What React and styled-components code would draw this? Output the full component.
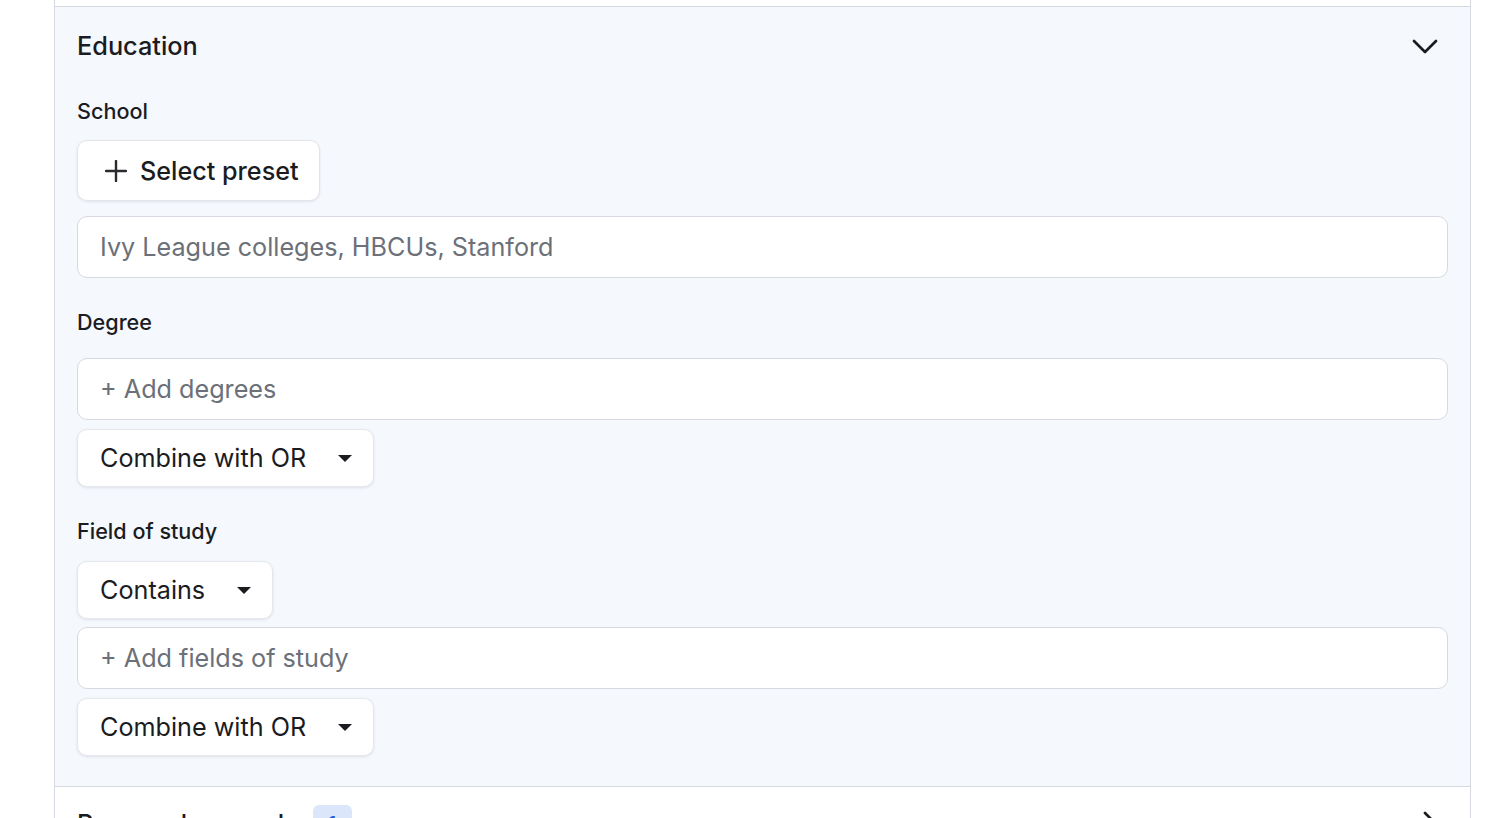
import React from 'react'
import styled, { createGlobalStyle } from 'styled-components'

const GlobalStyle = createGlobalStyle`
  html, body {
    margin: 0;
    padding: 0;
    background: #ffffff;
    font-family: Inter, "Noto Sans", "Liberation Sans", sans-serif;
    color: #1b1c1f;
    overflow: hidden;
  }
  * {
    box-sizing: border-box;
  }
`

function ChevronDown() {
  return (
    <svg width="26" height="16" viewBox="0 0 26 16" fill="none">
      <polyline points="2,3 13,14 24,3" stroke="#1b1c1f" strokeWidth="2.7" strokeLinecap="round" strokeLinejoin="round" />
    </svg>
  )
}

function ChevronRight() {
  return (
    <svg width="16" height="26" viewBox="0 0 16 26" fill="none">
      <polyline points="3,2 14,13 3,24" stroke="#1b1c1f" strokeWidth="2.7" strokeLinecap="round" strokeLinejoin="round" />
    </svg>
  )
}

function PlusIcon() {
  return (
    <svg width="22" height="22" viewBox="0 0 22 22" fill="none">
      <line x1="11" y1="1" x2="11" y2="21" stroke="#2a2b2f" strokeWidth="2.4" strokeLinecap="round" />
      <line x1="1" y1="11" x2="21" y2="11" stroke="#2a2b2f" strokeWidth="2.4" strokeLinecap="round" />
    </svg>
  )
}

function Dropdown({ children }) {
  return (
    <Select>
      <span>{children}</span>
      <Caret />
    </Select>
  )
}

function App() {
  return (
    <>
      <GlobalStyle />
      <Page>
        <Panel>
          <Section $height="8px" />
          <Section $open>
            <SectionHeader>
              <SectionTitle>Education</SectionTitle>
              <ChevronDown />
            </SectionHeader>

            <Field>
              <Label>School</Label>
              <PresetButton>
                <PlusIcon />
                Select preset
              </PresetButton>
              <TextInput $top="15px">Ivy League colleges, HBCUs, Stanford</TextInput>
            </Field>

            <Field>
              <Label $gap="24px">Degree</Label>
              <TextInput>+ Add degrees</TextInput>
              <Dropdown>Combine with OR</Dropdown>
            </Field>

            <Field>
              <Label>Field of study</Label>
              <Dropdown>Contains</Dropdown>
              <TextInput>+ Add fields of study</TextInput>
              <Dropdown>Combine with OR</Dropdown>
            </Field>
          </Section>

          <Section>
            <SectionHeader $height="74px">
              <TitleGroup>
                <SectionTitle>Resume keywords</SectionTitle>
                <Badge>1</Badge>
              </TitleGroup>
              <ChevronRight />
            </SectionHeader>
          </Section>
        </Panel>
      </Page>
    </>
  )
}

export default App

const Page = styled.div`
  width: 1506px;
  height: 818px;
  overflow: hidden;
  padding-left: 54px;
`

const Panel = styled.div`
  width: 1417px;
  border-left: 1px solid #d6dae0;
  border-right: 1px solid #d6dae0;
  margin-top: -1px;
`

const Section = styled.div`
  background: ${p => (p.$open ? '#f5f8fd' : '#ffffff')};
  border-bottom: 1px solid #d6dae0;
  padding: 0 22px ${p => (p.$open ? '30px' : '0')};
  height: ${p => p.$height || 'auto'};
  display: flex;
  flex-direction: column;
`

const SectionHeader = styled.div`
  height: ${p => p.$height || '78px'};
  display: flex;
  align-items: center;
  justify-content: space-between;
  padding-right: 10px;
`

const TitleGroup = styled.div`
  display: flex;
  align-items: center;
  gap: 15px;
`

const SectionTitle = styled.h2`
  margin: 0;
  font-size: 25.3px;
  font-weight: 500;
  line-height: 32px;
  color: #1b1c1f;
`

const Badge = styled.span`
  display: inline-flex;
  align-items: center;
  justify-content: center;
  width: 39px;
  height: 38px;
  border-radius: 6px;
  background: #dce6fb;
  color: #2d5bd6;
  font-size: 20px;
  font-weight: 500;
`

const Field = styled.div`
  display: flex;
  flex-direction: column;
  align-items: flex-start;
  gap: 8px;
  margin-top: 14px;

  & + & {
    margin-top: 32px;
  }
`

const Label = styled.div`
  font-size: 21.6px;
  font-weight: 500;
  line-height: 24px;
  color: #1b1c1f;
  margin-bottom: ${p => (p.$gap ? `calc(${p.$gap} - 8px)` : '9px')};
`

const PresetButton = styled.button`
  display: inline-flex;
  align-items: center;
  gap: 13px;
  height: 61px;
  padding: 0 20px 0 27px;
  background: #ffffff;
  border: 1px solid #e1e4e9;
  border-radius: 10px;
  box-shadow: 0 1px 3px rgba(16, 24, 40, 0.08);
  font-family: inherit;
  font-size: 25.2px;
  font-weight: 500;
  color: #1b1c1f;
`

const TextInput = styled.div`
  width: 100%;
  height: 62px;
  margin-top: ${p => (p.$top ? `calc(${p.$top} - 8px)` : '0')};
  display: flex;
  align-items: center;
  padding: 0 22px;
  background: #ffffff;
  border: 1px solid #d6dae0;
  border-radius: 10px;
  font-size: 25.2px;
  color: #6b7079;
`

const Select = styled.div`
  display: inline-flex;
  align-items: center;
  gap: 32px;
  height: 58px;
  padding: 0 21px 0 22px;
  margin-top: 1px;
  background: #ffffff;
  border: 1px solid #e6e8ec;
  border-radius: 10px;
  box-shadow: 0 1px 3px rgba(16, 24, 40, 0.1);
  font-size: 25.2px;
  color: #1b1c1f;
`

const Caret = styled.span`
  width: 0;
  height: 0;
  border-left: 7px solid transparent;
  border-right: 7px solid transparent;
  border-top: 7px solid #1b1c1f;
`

Given instruction
Check each line above for the string "components" and show the ones that have it.

Solution for this exercise
What React and styled-components code would draw this? Output the full component.
import styled, { createGlobalStyle } from 'styled-components'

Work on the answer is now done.